_Stated exercise_.
Below is a listing to transcribe in full and exactly; keep the pictures out.

_Stored records_.
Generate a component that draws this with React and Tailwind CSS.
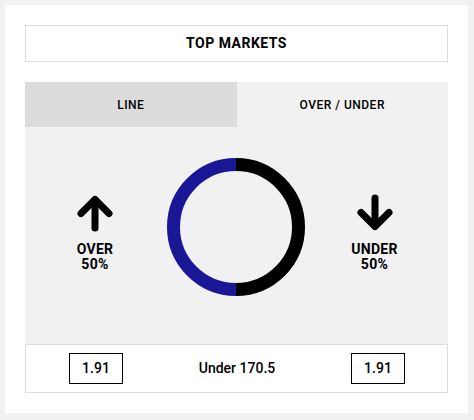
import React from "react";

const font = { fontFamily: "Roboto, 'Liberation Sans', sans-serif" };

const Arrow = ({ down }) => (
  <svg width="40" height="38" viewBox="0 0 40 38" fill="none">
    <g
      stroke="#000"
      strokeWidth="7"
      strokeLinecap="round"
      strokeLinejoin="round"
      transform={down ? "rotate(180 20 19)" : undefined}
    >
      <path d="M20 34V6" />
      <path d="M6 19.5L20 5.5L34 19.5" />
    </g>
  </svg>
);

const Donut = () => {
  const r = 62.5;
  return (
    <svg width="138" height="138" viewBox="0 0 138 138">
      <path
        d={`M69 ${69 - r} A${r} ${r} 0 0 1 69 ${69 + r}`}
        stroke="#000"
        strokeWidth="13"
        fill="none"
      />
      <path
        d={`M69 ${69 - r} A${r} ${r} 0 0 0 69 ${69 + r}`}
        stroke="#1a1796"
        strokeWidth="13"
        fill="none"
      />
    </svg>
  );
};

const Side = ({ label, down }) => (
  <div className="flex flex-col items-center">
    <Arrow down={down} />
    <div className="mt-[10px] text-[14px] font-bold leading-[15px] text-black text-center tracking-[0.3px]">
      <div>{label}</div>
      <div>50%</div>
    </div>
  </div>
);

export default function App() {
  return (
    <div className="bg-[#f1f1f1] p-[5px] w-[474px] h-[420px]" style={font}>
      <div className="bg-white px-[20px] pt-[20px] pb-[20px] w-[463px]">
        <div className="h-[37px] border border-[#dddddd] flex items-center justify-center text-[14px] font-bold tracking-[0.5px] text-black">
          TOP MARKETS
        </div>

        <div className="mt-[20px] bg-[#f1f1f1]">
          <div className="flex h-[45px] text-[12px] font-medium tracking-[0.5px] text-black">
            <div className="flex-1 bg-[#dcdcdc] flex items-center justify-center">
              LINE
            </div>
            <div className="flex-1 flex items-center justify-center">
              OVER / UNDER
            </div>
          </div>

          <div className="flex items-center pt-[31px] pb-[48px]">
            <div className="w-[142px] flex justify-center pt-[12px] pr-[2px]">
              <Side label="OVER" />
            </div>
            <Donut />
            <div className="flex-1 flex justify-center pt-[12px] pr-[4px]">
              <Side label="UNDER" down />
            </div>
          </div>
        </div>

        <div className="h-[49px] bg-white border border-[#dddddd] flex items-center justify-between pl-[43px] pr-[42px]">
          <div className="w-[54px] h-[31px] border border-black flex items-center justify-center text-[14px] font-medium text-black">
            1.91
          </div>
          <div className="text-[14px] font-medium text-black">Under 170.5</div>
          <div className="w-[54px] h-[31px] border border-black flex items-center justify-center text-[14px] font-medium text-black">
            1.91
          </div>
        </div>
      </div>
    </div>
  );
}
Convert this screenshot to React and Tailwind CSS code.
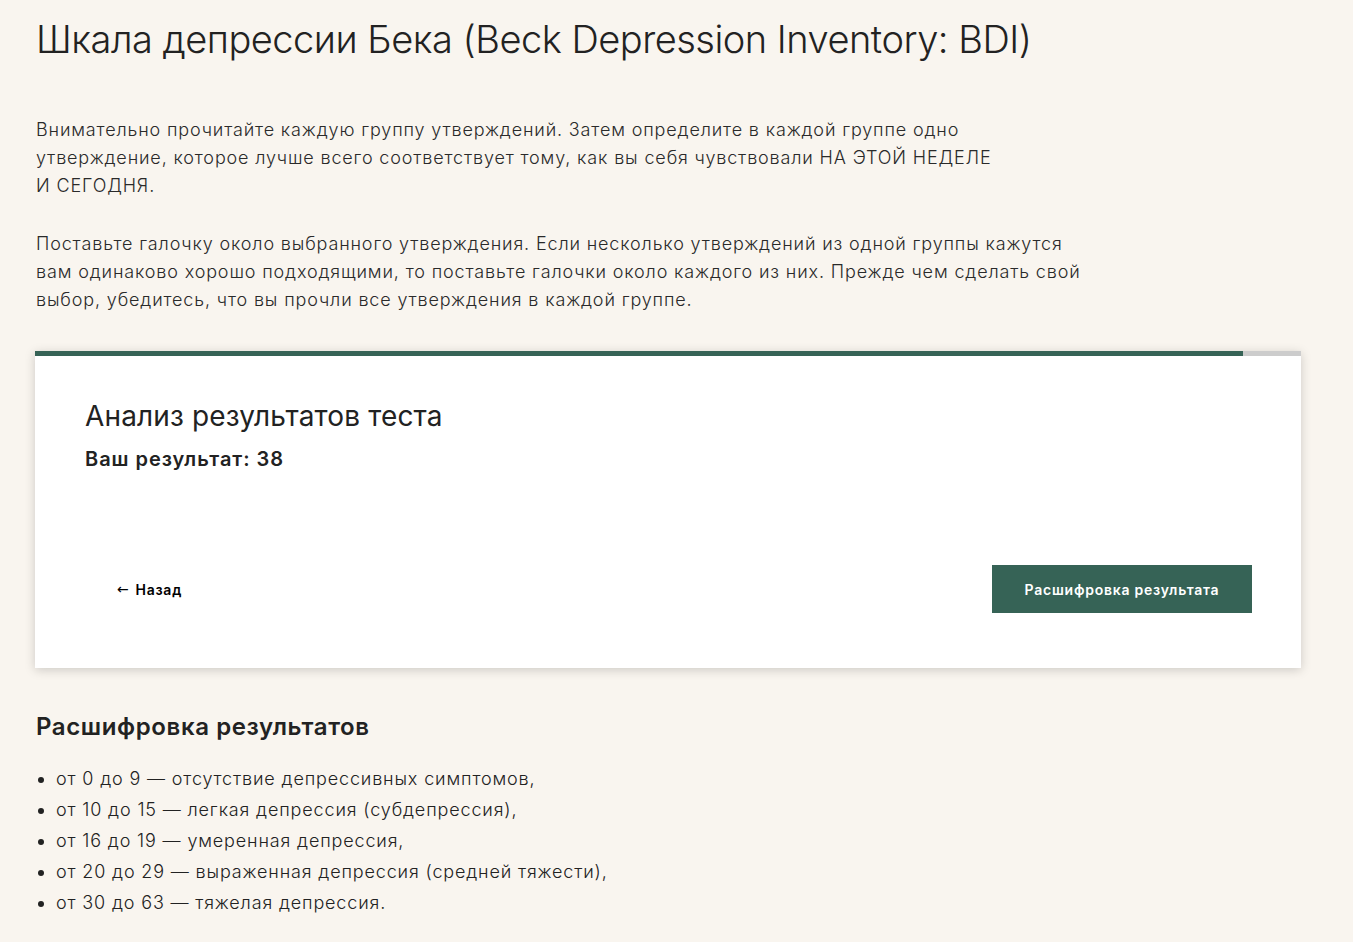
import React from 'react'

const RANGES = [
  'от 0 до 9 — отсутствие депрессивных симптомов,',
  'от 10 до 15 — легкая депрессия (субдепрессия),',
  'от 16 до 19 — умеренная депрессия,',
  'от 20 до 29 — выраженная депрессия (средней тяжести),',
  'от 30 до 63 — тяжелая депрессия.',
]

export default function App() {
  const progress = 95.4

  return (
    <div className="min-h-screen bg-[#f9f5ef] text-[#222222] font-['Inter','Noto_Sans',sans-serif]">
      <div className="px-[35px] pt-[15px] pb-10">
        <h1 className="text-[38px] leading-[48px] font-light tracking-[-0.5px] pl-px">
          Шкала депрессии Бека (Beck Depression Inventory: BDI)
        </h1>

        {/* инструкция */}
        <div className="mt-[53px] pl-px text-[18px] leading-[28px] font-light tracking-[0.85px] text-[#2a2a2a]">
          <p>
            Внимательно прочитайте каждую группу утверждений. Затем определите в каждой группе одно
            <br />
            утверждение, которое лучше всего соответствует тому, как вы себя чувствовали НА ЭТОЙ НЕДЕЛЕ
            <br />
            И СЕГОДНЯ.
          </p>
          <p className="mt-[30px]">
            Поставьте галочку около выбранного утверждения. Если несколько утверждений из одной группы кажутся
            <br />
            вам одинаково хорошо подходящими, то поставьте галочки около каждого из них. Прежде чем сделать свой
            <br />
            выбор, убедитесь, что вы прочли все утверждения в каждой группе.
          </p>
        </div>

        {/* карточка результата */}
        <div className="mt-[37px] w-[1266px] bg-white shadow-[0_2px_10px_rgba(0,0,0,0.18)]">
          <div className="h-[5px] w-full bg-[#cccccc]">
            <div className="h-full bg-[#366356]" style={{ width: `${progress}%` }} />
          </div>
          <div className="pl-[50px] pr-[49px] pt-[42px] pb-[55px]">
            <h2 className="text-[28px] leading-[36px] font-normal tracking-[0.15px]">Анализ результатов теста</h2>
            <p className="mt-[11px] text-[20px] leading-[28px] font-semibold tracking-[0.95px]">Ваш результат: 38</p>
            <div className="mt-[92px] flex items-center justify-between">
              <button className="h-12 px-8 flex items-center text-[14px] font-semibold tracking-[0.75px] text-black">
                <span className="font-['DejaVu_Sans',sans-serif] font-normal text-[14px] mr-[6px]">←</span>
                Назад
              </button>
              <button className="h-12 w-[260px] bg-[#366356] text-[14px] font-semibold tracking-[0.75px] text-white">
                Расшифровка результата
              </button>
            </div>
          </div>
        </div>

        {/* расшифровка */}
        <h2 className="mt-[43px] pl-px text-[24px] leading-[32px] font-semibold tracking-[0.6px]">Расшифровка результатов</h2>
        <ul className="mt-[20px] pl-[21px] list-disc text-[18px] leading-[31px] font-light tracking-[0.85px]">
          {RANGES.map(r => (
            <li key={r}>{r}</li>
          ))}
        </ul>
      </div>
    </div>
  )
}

_Answer to this task_.
Generate a component that draws this with React and Tailwind CSS.
import React from "react";

const font = { fontFamily: "Roboto, 'Liberation Sans', sans-serif" };

const Arrow = ({ down }) => (
  <svg width="40" height="38" viewBox="0 0 40 38" fill="none">
    <g
      stroke="#000"
      strokeWidth="7"
      strokeLinecap="round"
      strokeLinejoin="round"
      transform={down ? "rotate(180 20 19)" : undefined}
    >
      <path d="M20 34V6" />
      <path d="M6 19.5L20 5.5L34 19.5" />
    </g>
  </svg>
);

const Donut = () => {
  const r = 62.5;
  return (
    <svg width="138" height="138" viewBox="0 0 138 138">
      <path
        d={`M69 ${69 - r} A${r} ${r} 0 0 1 69 ${69 + r}`}
        stroke="#000"
        strokeWidth="13"
        fill="none"
      />
      <path
        d={`M69 ${69 - r} A${r} ${r} 0 0 0 69 ${69 + r}`}
        stroke="#1a1796"
        strokeWidth="13"
        fill="none"
      />
    </svg>
  );
};

const Side = ({ label, down }) => (
  <div className="flex flex-col items-center">
    <Arrow down={down} />
    <div className="mt-[10px] text-[14px] font-bold leading-[15px] text-black text-center tracking-[0.3px]">
      <div>{label}</div>
      <div>50%</div>
    </div>
  </div>
);

export default function App() {
  return (
    <div className="bg-[#f1f1f1] p-[5px] w-[474px] h-[420px]" style={font}>
      <div className="bg-white px-[20px] pt-[20px] pb-[20px] w-[463px]">
        <div className="h-[37px] border border-[#dddddd] flex items-center justify-center text-[14px] font-bold tracking-[0.5px] text-black">
          TOP MARKETS
        </div>

        <div className="mt-[20px] bg-[#f1f1f1]">
          <div className="flex h-[45px] text-[12px] font-medium tracking-[0.5px] text-black">
            <div className="flex-1 bg-[#dcdcdc] flex items-center justify-center">
              LINE
            </div>
            <div className="flex-1 flex items-center justify-center">
              OVER / UNDER
            </div>
          </div>

          <div className="flex items-center pt-[31px] pb-[48px]">
            <div className="w-[142px] flex justify-center pt-[12px] pr-[2px]">
              <Side label="OVER" />
            </div>
            <Donut />
            <div className="flex-1 flex justify-center pt-[12px] pr-[4px]">
              <Side label="UNDER" down />
            </div>
          </div>
        </div>

        <div className="h-[49px] bg-white border border-[#dddddd] flex items-center justify-between pl-[43px] pr-[42px]">
          <div className="w-[54px] h-[31px] border border-black flex items-center justify-center text-[14px] font-medium text-black">
            1.91
          </div>
          <div className="text-[14px] font-medium text-black">Under 170.5</div>
          <div className="w-[54px] h-[31px] border border-black flex items-center justify-center text-[14px] font-medium text-black">
            1.91
          </div>
        </div>
      </div>
    </div>
  );
}
Convert this screenshot to React and Tailwind CSS code.
import React from 'react'

const RANGES = [
  'от 0 до 9 — отсутствие депрессивных симптомов,',
  'от 10 до 15 — легкая депрессия (субдепрессия),',
  'от 16 до 19 — умеренная депрессия,',
  'от 20 до 29 — выраженная депрессия (средней тяжести),',
  'от 30 до 63 — тяжелая депрессия.',
]

export default function App() {
  const progress = 95.4

  return (
    <div className="min-h-screen bg-[#f9f5ef] text-[#222222] font-['Inter','Noto_Sans',sans-serif]">
      <div className="px-[35px] pt-[15px] pb-10">
        <h1 className="text-[38px] leading-[48px] font-light tracking-[-0.5px] pl-px">
          Шкала депрессии Бека (Beck Depression Inventory: BDI)
        </h1>

        {/* инструкция */}
        <div className="mt-[53px] pl-px text-[18px] leading-[28px] font-light tracking-[0.85px] text-[#2a2a2a]">
          <p>
            Внимательно прочитайте каждую группу утверждений. Затем определите в каждой группе одно
            <br />
            утверждение, которое лучше всего соответствует тому, как вы себя чувствовали НА ЭТОЙ НЕДЕЛЕ
            <br />
            И СЕГОДНЯ.
          </p>
          <p className="mt-[30px]">
            Поставьте галочку около выбранного утверждения. Если несколько утверждений из одной группы кажутся
            <br />
            вам одинаково хорошо подходящими, то поставьте галочки около каждого из них. Прежде чем сделать свой
            <br />
            выбор, убедитесь, что вы прочли все утверждения в каждой группе.
          </p>
        </div>

        {/* карточка результата */}
        <div className="mt-[37px] w-[1266px] bg-white shadow-[0_2px_10px_rgba(0,0,0,0.18)]">
          <div className="h-[5px] w-full bg-[#cccccc]">
            <div className="h-full bg-[#366356]" style={{ width: `${progress}%` }} />
          </div>
          <div className="pl-[50px] pr-[49px] pt-[42px] pb-[55px]">
            <h2 className="text-[28px] leading-[36px] font-normal tracking-[0.15px]">Анализ результатов теста</h2>
            <p className="mt-[11px] text-[20px] leading-[28px] font-semibold tracking-[0.95px]">Ваш результат: 38</p>
            <div className="mt-[92px] flex items-center justify-between">
              <button className="h-12 px-8 flex items-center text-[14px] font-semibold tracking-[0.75px] text-black">
                <span className="font-['DejaVu_Sans',sans-serif] font-normal text-[14px] mr-[6px]">←</span>
                Назад
              </button>
              <button className="h-12 w-[260px] bg-[#366356] text-[14px] font-semibold tracking-[0.75px] text-white">
                Расшифровка результата
              </button>
            </div>
          </div>
        </div>

        {/* расшифровка */}
        <h2 className="mt-[43px] pl-px text-[24px] leading-[32px] font-semibold tracking-[0.6px]">Расшифровка результатов</h2>
        <ul className="mt-[20px] pl-[21px] list-disc text-[18px] leading-[31px] font-light tracking-[0.85px]">
          {RANGES.map(r => (
            <li key={r}>{r}</li>
          ))}
        </ul>
      </div>
    </div>
  )
}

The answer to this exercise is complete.